To rise to the challenges of the 21st century, we need to harness our full potential. That requires dismantling gender stereotypes. On this International Day of Women and Girls in Science, let’s pledge to end the gender imbalance in science - UN Secretary-General António Guterres.
Science and gender equality are both vital for the achievement of the internationally agreed development goals, including the 2030 Agenda for Sustainable Development. Over the past 15 years, the global community has made a lot of effort in inspiring and engaging women and girls in science. Yet women and girls continue to be excluded from participating fully in science.
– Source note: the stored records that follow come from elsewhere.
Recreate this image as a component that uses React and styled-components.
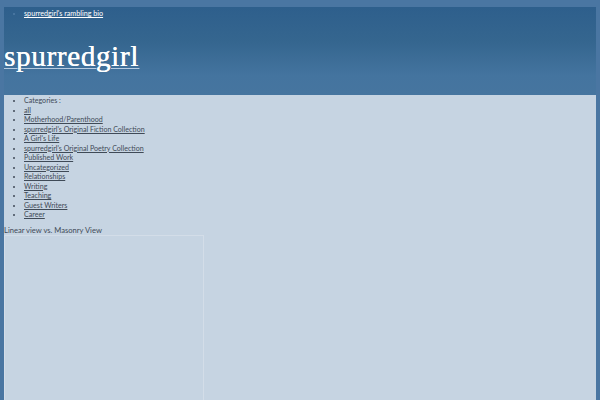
import React from 'react';
import styled, { createGlobalStyle } from 'styled-components';

const GlobalStyle = createGlobalStyle`
  html, body {
    margin: 0;
    padding: 0;
    background-color: #4a76a2;
    font-family: "Lato", "Open Sans", sans-serif;
  }
`;

const Page = styled.div`
  padding: 7px 4px 0 4px;
  min-height: 100vh;
  box-sizing: border-box;
  display: flex;
  flex-direction: column;
`;

const Header = styled.header`
  height: 88px;
  box-sizing: border-box;
  background: linear-gradient(180deg, #2e5f8c 0%, #35668f 40%, #44749f 78%, #46759f 100%);
`;

const TopNav = styled.ul`
  margin: 0;
  padding: 2px 0 0 20px;
  list-style: disc;
  color: #4f7ba6;
  font-size: 7px;
  line-height: 8px;
  li a {
    color: #ffffff;
    font-size: 7.2px;
    text-decoration: underline;
  }
`;

const Title = styled.h1`
  margin: 23px 0 0 0;
  font-family: "Liberation Serif", "DejaVu Serif", serif;
  font-weight: normal;
  font-size: 29px;
  line-height: 30px;
  a {
    color: #ffffff;
    text-decoration: underline;
    text-decoration-color: #b7cbe0;
    text-decoration-thickness: 1px;
    text-underline-offset: 2px;
    letter-spacing: 0.7px;
    text-shadow: 0.3px 0 0 #ffffff;
  }
`;

const Content = styled.main`
  flex: 1;
  background-color: #c6d4e2;
  padding: 1px 0 0 0;
  color: #3f4a57;
`;

const Categories = styled.ul`
  margin: 0;
  padding: 0 0 0 20px;
  list-style: disc;
  font-size: 7.1px;
  line-height: 9.5px;
  color: #3f4a57;
  li a {
    color: #3f4a57;
    text-decoration: underline;
  }
`;

const ViewToggle = styled.div`
  margin-top: 5px;
  font-size: 7.6px;
  line-height: 10px;
  color: #3f4a57;
`;

const Masonry = styled.div`
  width: 200px;
  height: 170px;
  box-sizing: border-box;
  border: 1px solid #d3dde8;
  border-bottom: none;
`;

const cats = [
  'all',
  'Motherhood/Parenthood',
  "spurredgirl's Original Fiction Collection",
  "A Girl's Life",
  "spurredgirl's Original Poetry Collection",
  'Published Work',
  'Uncategorized',
  'Relationships',
  'Writing',
  'Teaching',
  'Guest Writers',
  'Career',
];

export default function App() {
  return (
    <>
      <GlobalStyle />
      <Page>
        <Header>
          <TopNav>
            <li><a href="#">spurredgirl's rambling bio</a></li>
          </TopNav>
          <Title><a href="#">spurredgirl</a></Title>
        </Header>
        <Content>
          <Categories>
            <li>Categories :</li>
            {cats.map(c => (
              <li key={c}><a href="#">{c}</a></li>
            ))}
          </Categories>
          <ViewToggle>Linear view vs. Masonry View</ViewToggle>
          <Masonry />
        </Content>
      </Page>
    </>
  );
}
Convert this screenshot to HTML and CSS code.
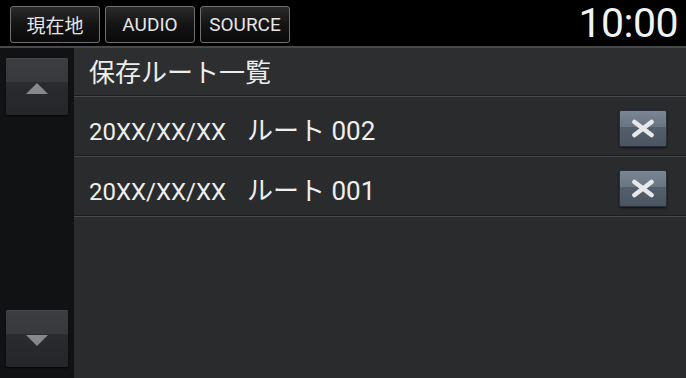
FILE: index.html
```html
<!DOCTYPE html>
<html lang="ja">
<head>
    <meta charset="UTF-8">
    <meta name="viewport" content="width=device-width, initial-scale=1.0">
    <title>保存ルート一覧</title>
    <link rel="stylesheet" href="styles.css">
</head>
<body>
    <div class="screen">
        <div class="topbar">
            <button class="top-btn">現在地</button>
            <button class="top-btn">AUDIO</button>
            <button class="top-btn">SOURCE</button>
            <div class="clock">10:00</div>
        </div>
        <div class="content">
            <div class="scroller">
                <button class="scroll-btn"><span class="tri-up"></span></button>
                <button class="scroll-btn"><span class="tri-down"></span></button>
            </div>
            <div class="list">
                <div class="list-title">保存ルート一覧</div>
                <div class="list-row">
                    <span class="route-name">20XX/XX/XX<span class="route-label">ルート 002</span></span>
                    <button class="del-btn">
                        <svg width="24" height="19" viewBox="0 0 24 19"><path d="M3.5 3 L20.5 16 M20.5 3 L3.5 16" stroke="#e6e8ea" stroke-width="4.6" stroke-linecap="round"/></svg>
                    </button>
                </div>
                <div class="list-row">
                    <span class="route-name">20XX/XX/XX<span class="route-label">ルート 001</span></span>
                    <button class="del-btn">
                        <svg width="24" height="19" viewBox="0 0 24 19"><path d="M3.5 3 L20.5 16 M20.5 3 L3.5 16" stroke="#e6e8ea" stroke-width="4.6" stroke-linecap="round"/></svg>
                    </button>
                </div>
            </div>
        </div>
    </div>
</body>
</html>
```

FILE: styles.css
```css
body {
    margin: 0;
    padding: 0;
    background: #000;
    font-family: Roboto, "Noto Sans CJK JP", sans-serif;
    color: #eceded;
}
.screen {
    width: 686px;
    height: 378px;
    display: flex;
    flex-direction: column;
    overflow: hidden;
}
.topbar {
    height: 46px;
    background: #000;
    border-bottom: 2px solid #48494b;
    display: flex;
    align-items: center;
    padding-left: 10px;
    gap: 5px;
    flex-shrink: 0;
}
.top-btn {
    width: 90px;
    height: 37px;
    margin-top: 2px;
    border: 1px solid #707070;
    border-radius: 3px;
    background: linear-gradient(#2b2b2b, #141414 50%, #0a0a0a);
    color: #e6e6e6;
    font-family: Roboto, "Noto Sans CJK JP", sans-serif;
    font-size: 19px;
    padding: 0;
}
.clock {
    margin-left: auto;
    padding-right: 8px;
    font-size: 41px;
    line-height: 46px;
    color: #f2f2f2;
    letter-spacing: -0.5px;
}
.content {
    flex: 1;
    display: flex;
}
.scroller {
    width: 74px;
    background: #111214;
    display: flex;
    flex-direction: column;
    justify-content: space-between;
    padding: 10px 6px 11px;
    box-sizing: border-box;
}
.scroll-btn {
    width: 62px;
    height: 57px;
    border: none;
    border-radius: 2px;
    padding: 4px 0 0;
    background: linear-gradient(#3c3d40, #38393c 42%, #2a2b2e 43%, #252629);
    box-shadow: 0 1px 2px #050506, inset 0 1px 0 #48494c;
    display: flex;
    align-items: center;
    justify-content: center;
}
.tri-up {
    width: 0;
    height: 0;
    border-left: 11px solid transparent;
    border-right: 11px solid transparent;
    border-bottom: 11px solid #87888b;
}
.tri-down {
    width: 0;
    height: 0;
    border-left: 11px solid transparent;
    border-right: 11px solid transparent;
    border-top: 11px solid #87888b;
}
.list {
    flex: 1;
    background: #2a2b2d;
}
.list-title {
    height: 44px;
    line-height: 44px;
    padding: 3px 0 0 15px;
    font-size: 26px;
    background: #2d2e30;
    border-bottom: 1px solid #1c1d1f;
    box-shadow: 0 1px 0 #47484b;
    margin-bottom: 1px;
}
.list-row {
    height: 53px;
    display: flex;
    align-items: center;
    justify-content: space-between;
    padding: 5px 19px 0 15px;
    border-bottom: 1px solid #1c1d1f;
    box-shadow: 0 1px 0 #47484b;
    margin-bottom: 1px;
}
.route-name {
    font-size: 24px;
    color: #eeefef;
}
.route-label {
    margin-left: 21px;
    font-size: 26px;
}
.del-btn {
    width: 48px;
    height: 37px;
    padding: 0;
    border: 1px solid #2a3038;
    border-radius: 2px;
    background: linear-gradient(#7a8693, #6a7582 45%, #555f6c 47%, #4b5561);
    box-shadow: 0 1px 2px #111;
    display: flex;
    align-items: center;
    justify-content: center;
}
```
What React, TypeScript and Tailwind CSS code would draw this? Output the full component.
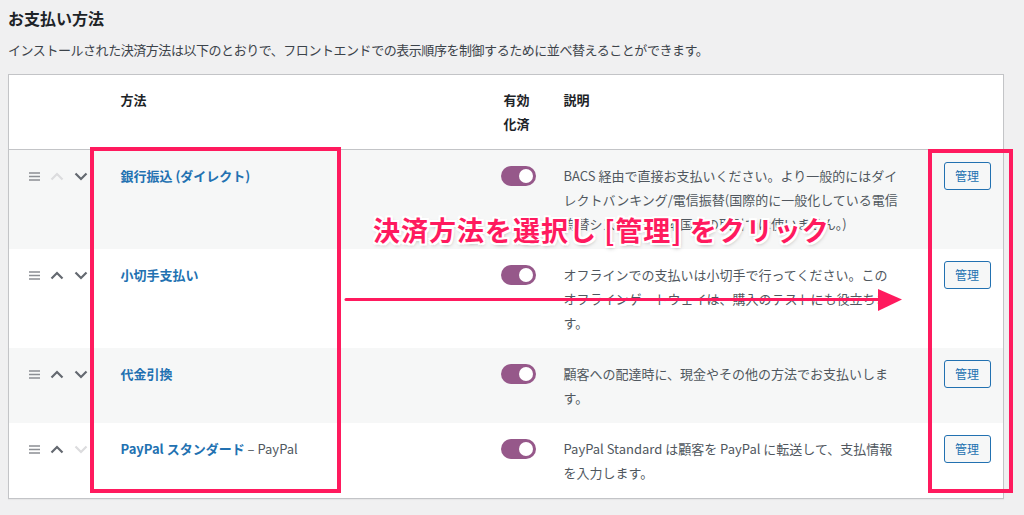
import React from 'react';

interface Method {
  name: string;
  suffix?: string;
  lines: string[];
  upOff?: boolean;
  downOff?: boolean;
}

const methods: Method[] = [
  {
    name: '銀行振込 (ダイレクト)',
    lines: [
      'BACS 経由で直接お支払いください。より一般的にはダイ',
      'レクトバンキング/電信振替(国際的に一般化している電信',
      '為替システム。日本国内の取引では使いません。)',
    ],
    upOff: true,
  },
  {
    name: '小切手支払い',
    lines: [
      'オフラインでの支払いは小切手で行ってください。この',
      'オフラインゲートウェイは、購入のテストにも役立ちま',
      'す。',
    ],
  },
  {
    name: '代金引換',
    lines: ['顧客への配達時に、現金やその他の方法でお支払いしま', 'す。'],
  },
  {
    name: 'PayPal スタンダード',
    suffix: ' – PayPal',
    lines: ['PayPal Standard は顧客を PayPal に転送して、支払情報', 'を入力します。'],
    downOff: true,
  },
];

const Handle = () => (
  <svg width="11" height="9" viewBox="0 0 11 9" className="block">
    <path d="M0 1h11M0 4.5h11M0 8h11" stroke="#8c8f94" strokeWidth="1.7" />
  </svg>
);

const Chevron = ({ up, off }: { up?: boolean; off?: boolean }) => (
  <svg width="14" height="9" viewBox="0 0 14 9" className="block">
    <path
      d={up ? 'M1.5 7.5L7 2l5.5 5.5' : 'M1.5 1.5L7 7l5.5-5.5'}
      fill="none"
      stroke={off ? '#dcdcde' : '#646970'}
      strokeWidth="2.2"
    />
  </svg>
);

const Toggle = () => (
  <div className="w-[35px] h-[20px] rounded-full bg-[#96588a] flex items-center justify-end pr-[3px]">
    <div className="w-[14px] h-[14px] rounded-full bg-white" />
  </div>
);

export default function App() {
  return (
    <div className="relative min-h-[515px] bg-[#f0f0f1] px-2 pt-[6px] text-[#3c434a] font-['Noto_Sans_CJK_JP',sans-serif]">
      <h2 className="text-[16px] leading-[24px] font-bold text-[#1d2327]">お支払い方法</h2>
      <p className="mt-[10px] text-[13px] leading-[20px] tracking-[-0.45px]">
        インストールされた決済方法は以下のとおりで、フロントエンドでの表示順序を制御するために並べ替えることができます。
      </p>

      <table className="mt-[14px] w-[995px] table-fixed border border-[#c3c4c7] bg-white text-[13px] leading-[24px] shadow-[0_1px_1px_rgba(0,0,0,0.04)]">
        <colgroup>
          <col className="w-[100px]" />
          <col className="w-[382px]" />
          <col className="w-[61px]" />
          <col className="w-[372px]" />
          <col className="w-[80px]" />
        </colgroup>
        <thead>
          <tr className="border-b border-[#c3c4c7] text-left font-bold text-[#1d2327]">
            <th className="pt-[13px] pb-[13px]" />
            <th className="pl-3 pt-[13px] pb-[13px] align-top font-bold">方法</th>
            <th className="pl-[13px] pt-[13px] pb-[13px] align-top font-bold">
              有効
              <br />
              化済
            </th>
            <th className="pl-3 pt-[13px] pb-[13px] align-top font-bold">説明</th>
            <th />
          </tr>
        </thead>
        <tbody>
          {methods.map((m, i) => (
            <tr key={i} className={i % 2 === 0 ? 'bg-[#f6f7f7]' : 'bg-white'}>
              <td className="pl-5 pt-[14px] pb-[13px] align-top">
                <div className="flex h-[24px] items-center gap-[10px]">
                  <Handle />
                  <Chevron up off={m.upOff} />
                  <Chevron off={m.downOff} />
                </div>
              </td>
              <td className="pl-3 pt-[14px] pb-[13px] align-top">
                <span className="font-bold text-[#2271b1]">{m.name}</span>
                {m.suffix && <span className="text-[#50575e]">{m.suffix}</span>}
              </td>
              <td className="pl-[10px] pt-[14px] pb-[13px] align-top">
                <div className="flex h-[24px] items-center">
                  <Toggle />
                </div>
              </td>
              <td className="pl-3 pt-[14px] pb-[13px] align-top whitespace-nowrap text-[#50575e]">
                {m.lines.map((l, j) => (
                  <div key={j}>{l}</div>
                ))}
              </td>
              <td className="pl-5 pt-[14px] pb-[13px] align-top">
                <div className="-mt-[2px] flex h-[28px] w-[47px] items-center justify-center rounded-[3px] border border-[#2271b1] bg-[#f6f7f7] text-[12px] text-[#2271b1]">
                  管理
                </div>
              </td>
            </tr>
          ))}
        </tbody>
      </table>

      {/* annotations */}
      <div className="absolute left-[90px] top-[147px] h-[346px] w-[251px] border-4 border-[#ff1a5e]" />
      <div className="absolute left-[928px] top-[149px] h-[344px] w-[85px] border-4 border-[#ff1a5e]" />
      <svg className="absolute left-[344px] top-[287px]" width="560" height="26" viewBox="0 0 560 26">
        <path d="M2 12.5H540" stroke="#ff1a5e" strokeWidth="3" strokeLinecap="round" />
        <path d="M534 2L558 12.5 534 24Z" fill="#ff1a5e" />
      </svg>
      <div className="absolute left-[373px] top-[213px] whitespace-nowrap text-[27px] leading-[34px] font-bold tracking-[1px] text-[#ff1a5e] [text-shadow:2px_0_0_#fff,-2px_0_0_#fff,0_2px_0_#fff,0_-2px_0_#fff,2px_2px_0_#fff,-2px_-2px_0_#fff,2px_-2px_0_#fff,-2px_2px_0_#fff,1px_2px_4px_rgba(0,0,0,0.35)]">
        決済方法を選択し [管理] をクリック
      </div>
    </div>
  );
}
At present, less than 30 per cent of researchers worldwide are women. According to UNESCO data (2014 - 2016), only around 30 percent of all female students select STEM-related fields in higher education. Globally, female students’ enrolment is particularly low in ICT (3 per cent), natural science, mathematics and statistics (5 percent) and in engineering, manufacturing and construction (8 percent).
In many parts of the world, girls and young women continue to carry the double burden of being both young and female. They often face negative cultural attitudes and practices as well as gender- biased social and political processes that limit their opportunities and undermine their self esteem. Moreover, girls and women shoulder the heaviest burdens of poverty and inequality as they stand on the frontlines as victims of climate change, including those of natural disasters.
Despite all the hardships and difficulties encountered by women and girls all around the world, without a doubt, they possess the collective power to change their lives, the societies and the world we live in. Just as they solve their daily issues in their families, women are continually developing innovative, effective ways to improve their lives and even, develop their communities. By bringing together their wisdom, intelligence and creativity, young women are, indeed, leading change and innovation.
The International Day of Women and Girls in Science, celebrated on 11 February, is implemented by UNESCO and UN-Women in collaboration institutions and civil society partners that aim to promote women and girls in science. This Day is an opportunity to promote full and equal access to and participation in science for women and girls.
We, at the World Assembly of Youth as per our Fourth Millennium Plan of Action, we encourage all stakeholders to adopt and strengthen sound policies and enforceable legislation for the promotion of gender equality and the empowerment of all young women, at all levels. WAY also encourage all members to undertake necessary reforming actions to give young women the equal rights to economic resources, as well as to ownership and control over the other forms of property, financial services, inheritance and natural resources.
We believe meaningful progress must start with the rights and dignity of women, by nurturing their ingenuity as well as creativity, and enhancing the use of enabling technologies, in particular Information and Communication Technology, to empower young women.
On this International Day, Iet us urge commitment to end partiality, greater investments in education for all women and girls as well as opportunities for their careers and longer-term professional advancement so that all can benefit from their ground-breaking future contributions.